I ran the same query, adding scoreDetails: true to the search stage, and scoreDetails: { $meta: "searchScoreDetails" } } to the projection stage:


db.articles.aggregate([
  {
    $search: {
      text: {  query: ["🍎", "🍏"],  path: "description"  },
      index: "default",
      scoreDetails: true
    }
  },
  {  $project: {  
        _id: 0,  description: 1,  
        score: { $meta: "searchScore" },  
        scoreDetails: { $meta: "searchScoreDetails" }  }  },
  { $sort: { score: -1 } }  ,
  { $limit: 1 }
])

Here is the result:

mdb> db.articles.aggregate([
...   {
...     $search: {
...       text: {  query: ["🍎", "🍏"],  path: "description"  },
...       index: "default",
...       scoreDetails: true
...     }
...   },
...   {  $project: {  _id: 0,  description: 1,  score: { $meta: "searchScore" },  scoreDetails: { $meta: "searchScoreDetails" }  }  },
...   { $sort: { score: -1 } }  ,
...   { $limit: 1 }
... ])
[
  {
    description: '🍏 🍌 🍊',
    score: 1.0242118835449219,
    scoreDetails: {
      value: 1.0242118835449219,
      description: 'sum of:',
      details: [
        {
          value: 1.0242118835449219,
          description: '$type:string/description:🍏 [BM25Similarity], result of:',
          details: [
            {
              value: 1.0242118835449219,
              description: 'score(freq=1.0), computed as boost * idf * tf from:',
              details: [
                {
                  value: 1.8971199989318848,
                  description: 'idf, computed as log(1 + (N - n + 0.5) / (n + 0.5)) from:',
                  details: [
                    {
                      value: 1,
                      description: 'n, number of documents containing term',
                      details: []
                    },
                    {
                      value: 9,
                      description: 'N, total number of documents with field',
                      details: []
                    }
                  ]
                },
                {
                  value: 0.5398772954940796,
                  description: 'tf, computed as freq / (freq + k1 * (1 - b + b * dl / avgdl)) from:',
                  details: [
                    {
                      value: 1,
                      description: 'freq, occurrences of term within document',
                      details: []
                    },
                    {
                      value: 1.2000000476837158,
                      description: 'k1, term saturation parameter',
                      details: []
                    },
                    {
                      value: 0.75,
                      description: 'b, length normalization parameter',
                      details: []
                    },
                    {
                      value: 3,
                      description: 'dl, length of field',
                      details: []
                    },
                    {
                      value: 4.888888835906982,
                      description: 'avgdl, average length of field',
                      details: []
                    }
                  ]
                }
              ]
            }
          ]
        }
      ]
    }
  }
]

So all is there.

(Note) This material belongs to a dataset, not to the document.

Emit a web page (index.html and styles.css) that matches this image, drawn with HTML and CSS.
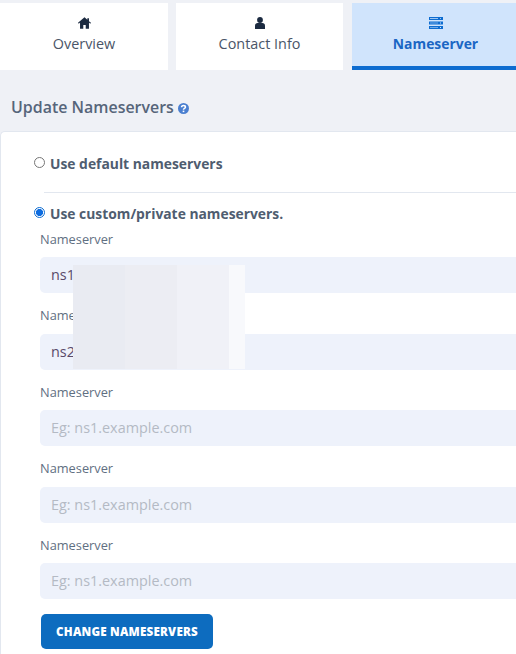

Here is the scoring breakdown for "🍏 🍌 🍊", which produced a score of 1.0242118835449219.

IDF calculation (inverse document frequency)

Search result:

Number of documents containing the term: n = 1
Total number of documents with this field: N = 9

idf = log(1 + (N - n + 0.5) / (n + 0.5))
    = log(1 + (9 - 1 + 0.5) / (1 + 0.5))
    = log(6.666666666666667)`  
    ≈ 1.8971199989318848

TF calculation (term frequency)

Parameters are the Lucene defaults:

Term saturation parameter: k1 = 1.2000000476837158
Length normalization parameter: b = 0.75

Document field statistics:

Average length of the field: avgdl = 44 / 9 ≈ 4.888888835906982
Occurrences of the term in this document: freq = 1

tf = freq / (freq + k1 * (1 - b + b * dl / avgdl)) 
   = 1 / (1 + 1.2000000476837158 × (0.25 + 0.75 × (3 / 4.888888835906982))) 
   ≈ 0.5398772954940796

Final score

Parameter:

Boost: 1.0

score = boost × idf × tf 
      = 1.0 × 1.8971199989318848 × 0.5398772954940796 
      ≈ 1.0242118835449219

That confirms that Atlas Search uses the same scoring as Lucene https://github.com/apache/lucene/blob/releases/lucene/10.3.2/lucene/core/src/java/org/apache/lucene/search/similarities/BM25Similarity.java#L183

What about ElasticSearch and Tantivy

Eight years ago, Lucene removed the (k1 + 1) factor in LUCENE-8563. For k1 = 1.2, this change reduces the score by a factor of 2.2 from that version onward. Tantivy and Elasticsearch apparently still use the old formula, while Atlas Search uses the updated one, which explains the observed differences in scoring.

Conclusion

MongoDB Atlas Search indexes are built on Lucene and use its parameters and scoring formulas. When you compare Atlas Search with other Lucene‑based text search engines that use older Lucene scoring formulas, you may see score differences of roughly a factor of 2.2. However, this has no practical impact because scores are only used to order results, so the relative ranking of documents remains the same.

Text search scores can seem magical, but they are deterministic and based on open-source formulas. In MongoDB, you can include the score details option in a text search query to inspect all the parameters and formulas behind the score.